To perform the body composition analysis, you’ll need to place your fingers on the two physical buttons, which pack electrodes and explain the change to flatter buttons on Samsung’s new watches.
On our first attempt it suggested moisturising our fingers. Our second attempt generated information like skeletal muscle, fat mass, body fat, BMI. It’s a feature some might enjoy having, if it proves accurate enough to use it regularly.
You can also scan for heart rate, stress via heart rate variability measurements and blood oxygen levels, which can be measured during sleep too.
What we don’t really know how this metrics will be presented and pulled together into the Samsung Health companion app and how easy it will be to share with other apps and services. This is going to be crucial as far as how useful that information can be.

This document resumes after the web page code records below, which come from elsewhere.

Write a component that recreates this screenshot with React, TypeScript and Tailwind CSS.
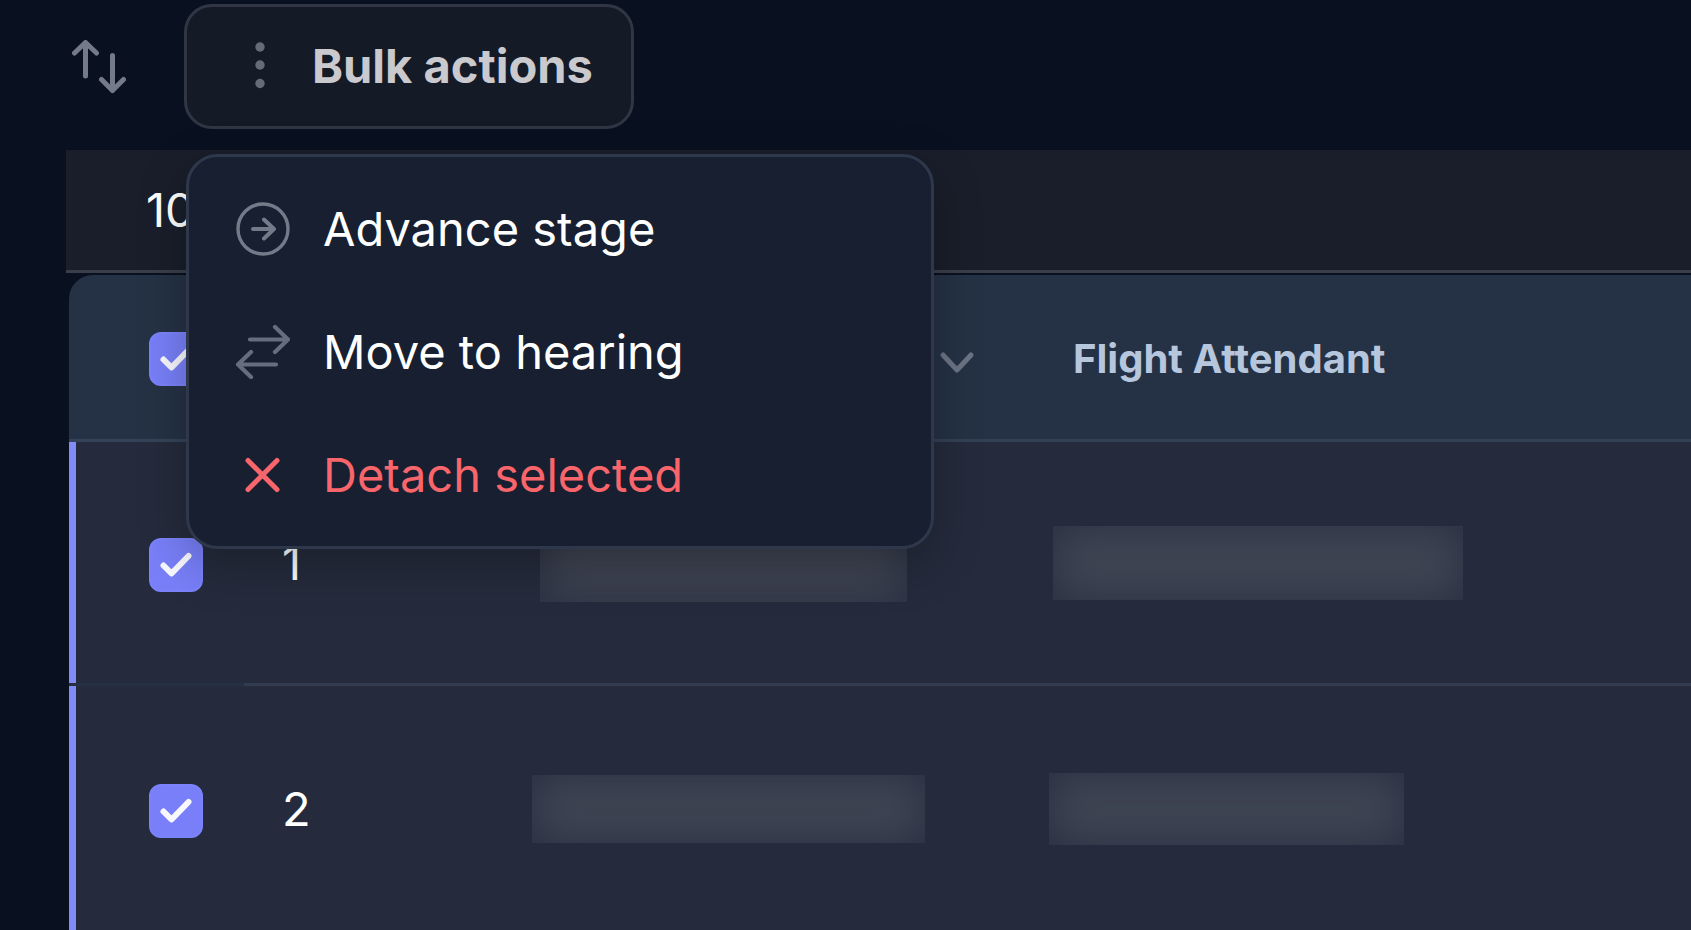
import { useState } from 'react';

type Row = { id: number; name: string; role: string };

// Sizes of the redacted values in each row
const rows: Row[] = [
  { id: 1, name: 'ml-6 h-[78px] w-[367px]', role: 'ml-5 h-[74px] w-[410px]' },
  { id: 2, name: 'ml-4 h-[68px] w-[393px]', role: 'ml-4 h-[72px] w-[355px]' },
];

function SortIcon() {
  return (
    <svg
      className="h-[54px] w-[54px]"
      viewBox="0 0 54 54"
      fill="none"
      stroke="currentColor"
      strokeWidth="5"
      strokeLinecap="round"
      strokeLinejoin="round"
    >
      <path d="M13.5 36V2.5M2.5 13 13.5 2.5l11 10.5" />
      <path d="M40.5 15.5v35M29.5 39.5l11 11 11-11" />
    </svg>
  );
}

function DotsIcon() {
  return (
    <svg className="h-[54px] w-[54px]" viewBox="0 0 54 54" fill="currentColor">
      <circle cx="27" cy="8" r="4.7" />
      <circle cx="27" cy="26" r="4.7" />
      <circle cx="27" cy="44.5" r="4.7" />
    </svg>
  );
}

function AdvanceIcon() {
  return (
    <svg
      className="h-[54px] w-[54px]"
      viewBox="0 0 54 54"
      fill="none"
      stroke="currentColor"
      strokeWidth="3.4"
      strokeLinecap="round"
      strokeLinejoin="round"
    >
      <circle cx="27" cy="27" r="25" />
      <path strokeWidth="4" d="M17 27h21M28 17.5 38 27l-10 9.5" />
    </svg>
  );
}

function MoveIcon() {
  return (
    <svg
      className="h-[54px] w-[54px]"
      viewBox="0 0 54 54"
      fill="none"
      stroke="currentColor"
      strokeWidth="4.2"
      strokeLinecap="round"
      strokeLinejoin="round"
    >
      <path d="M14 14.5h38M39 2l13 12.5L39 27" />
      <path d="M40 39.5H2M15 27 2 39.5 15 52" />
    </svg>
  );
}

function DetachIcon() {
  return (
    <svg
      className="h-[54px] w-[54px]"
      viewBox="0 0 54 54"
      fill="none"
      stroke="currentColor"
      strokeWidth="5"
      strokeLinecap="round"
    >
      <path d="m12 12.5 29 29M41 12.5l-29 29" />
    </svg>
  );
}

function Checkbox({ label, checked, onChange }: { label: string; checked: boolean; onChange: () => void }) {
  return (
    <label className="grid h-[54px] w-[54px]">
      <input
        type="checkbox"
        aria-label={label}
        checked={checked}
        onChange={onChange}
        className="col-start-1 row-start-1 h-[54px] w-[54px] appearance-none rounded-xl border-2 border-[#7b83fb] checked:bg-[#787ff8]"
      />
      {checked && (
        <svg
          className="pointer-events-none col-start-1 row-start-1 h-[54px] w-[54px] text-[#f8f8ff]"
          viewBox="0 0 54 54"
          fill="none"
          stroke="currentColor"
          strokeWidth="6"
          strokeLinecap="round"
          strokeLinejoin="round"
        >
          <path d="m14.5 27.5 8 8L39.5 18" />
        </svg>
      )}
    </label>
  );
}

function Redacted({ className }: { className: string }) {
  return <div className={`bg-[#3f4553] shadow-[inset_0_0_44px_#292f40] ${className}`} />;
}

const menuItems = [
  { label: 'Advance stage', icon: AdvanceIcon, iconColor: 'text-[#737a88]', color: 'text-white' },
  { label: 'Move to hearing', icon: MoveIcon, iconColor: 'text-[#666d7c]', color: 'text-white' },
  { label: 'Detach selected', icon: DetachIcon, iconColor: 'text-[#f8656b]', color: 'text-[#f8656b]' },
];

function BulkMenu() {
  return (
    <div
      role="menu"
      className="absolute top-[150px] left-0.5 z-10 w-[748px] rounded-[32px] border-3 border-[#2e384a] bg-[#171f31] py-2.5 shadow-[0_16px_48px_rgba(0,0,0,0.25)]"
    >
      {menuItems.map(({ label, icon: Icon, iconColor, color }) => (
        <button
          key={label}
          type="button"
          role="menuitem"
          className={`flex h-[123px] w-full items-center gap-[33px] pl-[47px] text-left text-[47px] leading-[56px] ${color}`}
        >
          <span className={iconColor}>
            <Icon />
          </span>
          {label}
        </button>
      ))}
    </div>
  );
}

export default function App() {
  const [selected, setSelected] = useState<number[]>([1, 2]);
  const [open, setOpen] = useState(true);
  const allSelected = selected.length === rows.length;

  const toggle = (id: number) =>
    setSelected((ids) => (ids.includes(id) ? ids.filter((i) => i !== id) : [...ids, id]));

  return (
    <div className="h-screen overflow-hidden bg-[#09101f] font-['Inter',sans-serif] text-white">
      {/* Toolbar */}
      <div className="flex items-center gap-[58px] pt-1 pb-[21px] pl-[72px]">
        <button type="button" aria-label="Sort" className="text-[#747a87]">
          <SortIcon />
        </button>
        <div className="relative">
          <button
            type="button"
            aria-haspopup="menu"
            aria-expanded={open}
            onClick={() => setOpen(!open)}
            className="flex h-[125px] w-[450px] items-center gap-[25px] rounded-[28px] border-3 border-[#303643] bg-[#151a27] pb-0.5 pl-[46px] text-[47px] leading-[56px] font-bold text-[#c9c9ce]"
          >
            <span className="text-[#666b78]">
              <DotsIcon />
            </span>
            Bulk actions
          </button>
          {open && <BulkMenu />}
        </div>
      </div>

      {/* Selection count */}
      <div className="ml-[66px] flex h-[123px] items-center border-b-3 border-[#393e4a] bg-[#191e2a] pl-20 text-[47px] leading-[56px]">
        10
      </div>

      <div className="pt-0.5 pl-[69px]">
        <table className="w-full table-fixed border-separate border-spacing-0 text-left">
          <colgroup>
            <col className="w-[175px]" />
            <col className="w-[272px]" />
            <col className="w-[517px]" />
            <col />
          </colgroup>
          <thead>
            <tr className="h-[167px] text-[40px] leading-[48px] text-[#b6c6dc]">
              <th className="rounded-tl-3xl border-b-3 border-[#35435a] bg-[#253245] pt-1 pl-20">
                <Checkbox
                  label="Select all"
                  checked={allSelected}
                  onChange={() => setSelected(allSelected ? [] : rows.map((r) => r.id))}
                />
              </th>
              <th className="border-b-3 border-[#334154] bg-[#253245]" />
              <th className="border-b-3 border-[#334154] bg-[#253245] pt-1 pr-[56px]">
                <svg
                  className="ml-auto h-10 w-10 text-[#6b7484]"
                  viewBox="0 0 40 40"
                  fill="none"
                  stroke="currentColor"
                  strokeWidth="5"
                  strokeLinecap="round"
                  strokeLinejoin="round"
                >
                  <path d="m6 16 14 15 14-15" />
                </svg>
              </th>
              <th className="border-b-3 border-[#334154] bg-[#253245] pt-1 pl-10 font-bold">Flight Attendant</th>
            </tr>
          </thead>
          <tbody>
            {rows.map((row) => (
              <tr key={row.id} className="h-[244px] text-[47px] leading-[56px] last:h-[248px]">
                <td className="border-b-3 border-[#253142] bg-[#252b3c] pt-1 pl-20 shadow-[inset_7px_0_0_#818cf8]">
                  <Checkbox label={`Select row ${row.id}`} checked={selected.includes(row.id)} onChange={() => toggle(row.id)} />
                </td>
                <td className="border-b-3 border-[#323b4f] bg-[#252b3c] pl-[38px]">{row.id}</td>
                <td className="border-b-3 border-[#323b4f] bg-[#252b3c]">
                  <Redacted className={row.name} />
                </td>
                <td className="border-b-3 border-[#323b4f] bg-[#252b3c]">
                  <Redacted className={row.role} />
                </td>
              </tr>
            ))}
          </tbody>
        </table>
      </div>
    </div>
  );
}
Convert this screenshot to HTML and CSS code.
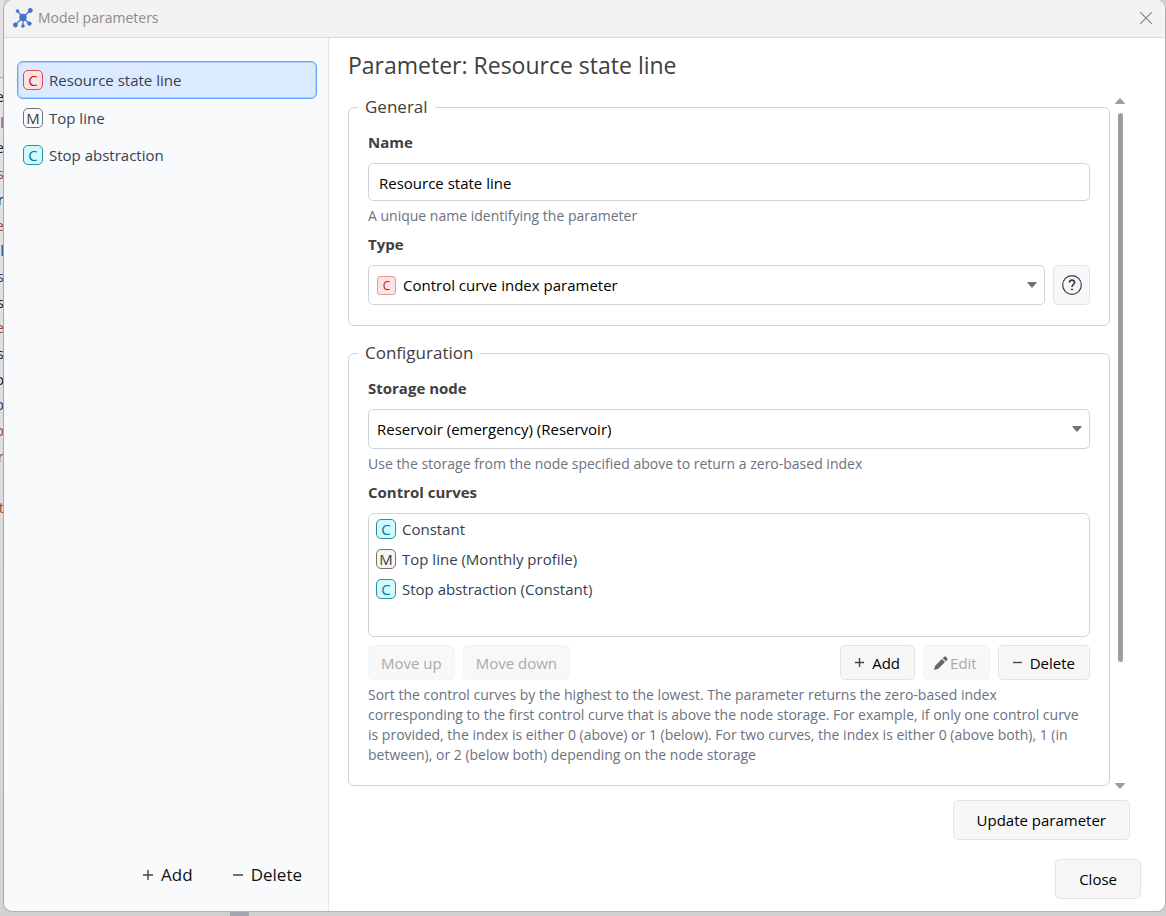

The Samsung Galaxy Watch 4 and Watch 4 Classic feel and look familiar, and that’s not necessarily a bad thing.
The Watch 3 and the Watch Active were excellent smartwatches, and it’s clearly more of the same with some minor tweaks on both versions of the Watch 4. We’d say the Watch 4 is the nicer looking of the two though.
While Samsung’s smartwatches have rarely disappointed in the performance department, an upgraded processor, improved screen and more health sensors are all welcome additions.
What we really can’t say is how we feel about the move to Wear OS, because at first glance, its impact is minimal. The real test will be how the Galaxy Watch 4 uses the improved app selection – and whether there are any changes in battery life.
Living with new Wear 24/7 will be the true test of whether Samsung made the right call to team up with Google. We expect Google’s presence to grow over time on Samsung’s new smartwatches.